Примерно тогда же, когда скончался дядя Джордж, в жизни Джона появился другой человек - его мать Джулия, которая стала играть все более и более важную роль в его становлении. Она никогда не теряла связи с Мими, хотя в разговорах с Джоном Мими очень редко упоминала о ней. Джулия завороженно следила за тем, как Джон растет, мужает, становится личностью. Джон, став подростком, пришел в еще больший восторг от нее. К этому времени у Джулии уже были две дочери от человека, к которому она ушла. - Джулия подарила мне первую цветную рубашку, - говорит Джон. - Я стал ходить к ней домой. Видел там ее нового типа, но он не произвел на меня впечатления. Я прозвал его Дергунчиком. Впрочем, он был неплохой дядька.
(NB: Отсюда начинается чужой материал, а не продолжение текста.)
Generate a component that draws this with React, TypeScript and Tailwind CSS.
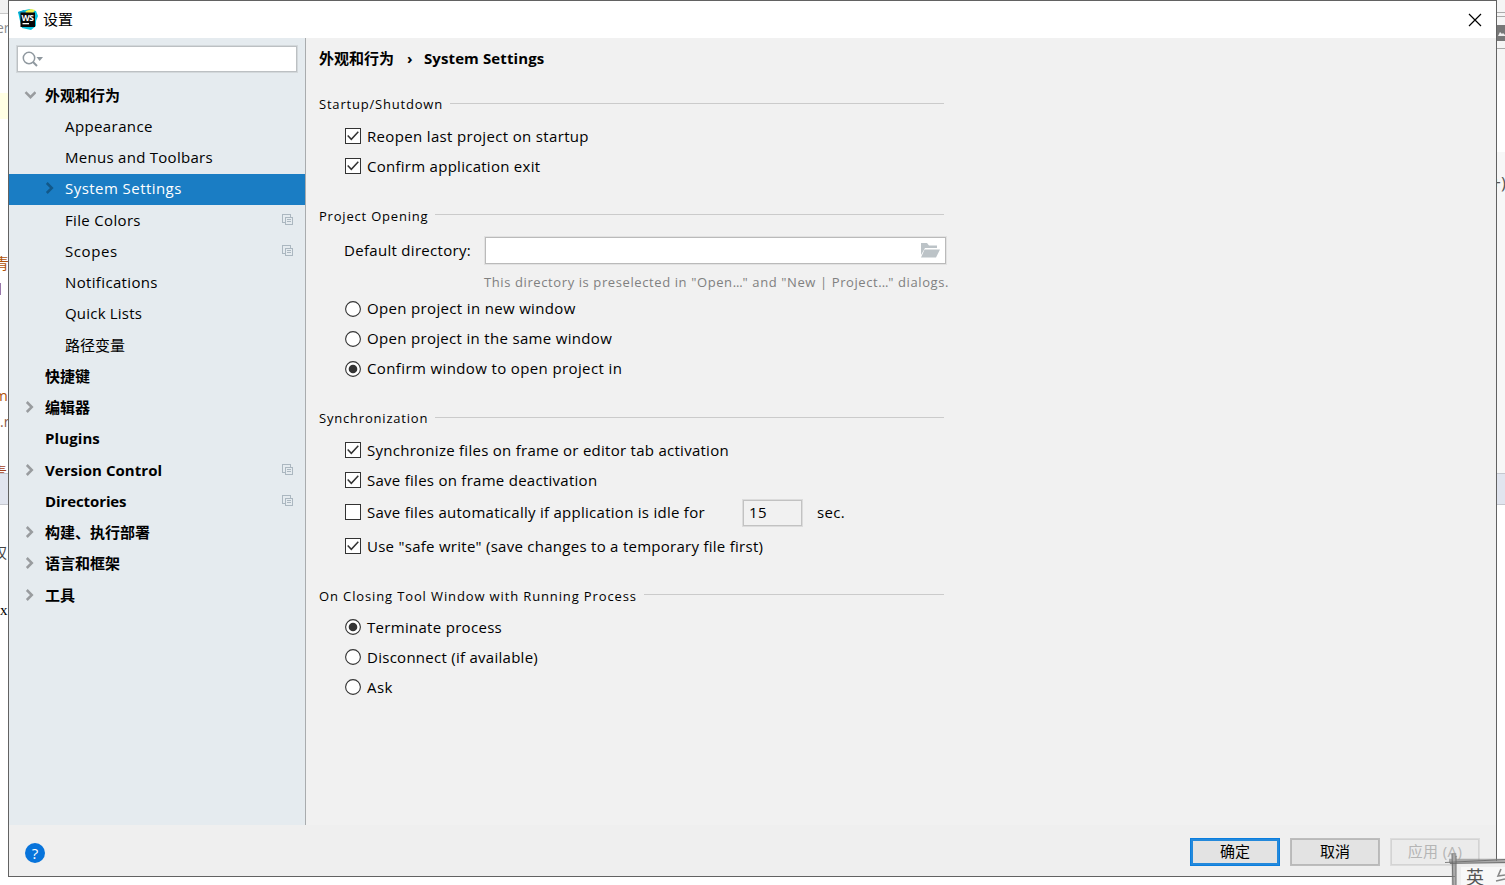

Джулия стала для меня чем-то вроде молодой тети или старшей сестры. Чем старше я становился, тем чаще ссорился с Мими. Уик-энды я стал проводить у Джулии.
Пит Шоттон и Айвен Вон, ближайшие друзья Джона, отчетливо помнят тот период, когда Джулия заняла прочное место в жизни Джона и стала оказывать огромное влияние не только на него, но и на них самих.
Пит вспоминает, что впервые услышал о Джулии, когда они учились не то во втором, не то в третьем классе в «Кворри Бэнк». Чуть не каждый день их стращали, наказывали, угрожали исключением. Родители Пита и тетушка Мими пугали ребят как могли. Но они смеялись над всем этим, особенно когда оставались одни. А потом появилась Джулия и начала в открытую хохотать вместе с ними над учителями, мамашами, всеми.
– Она была потрясающая, - говорит Пит. - С ней была не жизнь, а лафа. Когда мы рассказывали ей, что с нами должно случиться, она просто-напросто говорила: «Забудь». Мы обожали ее. Она одна была точь-в-точь как мы, своя в доску, понимала нас. Во всем находила смешное.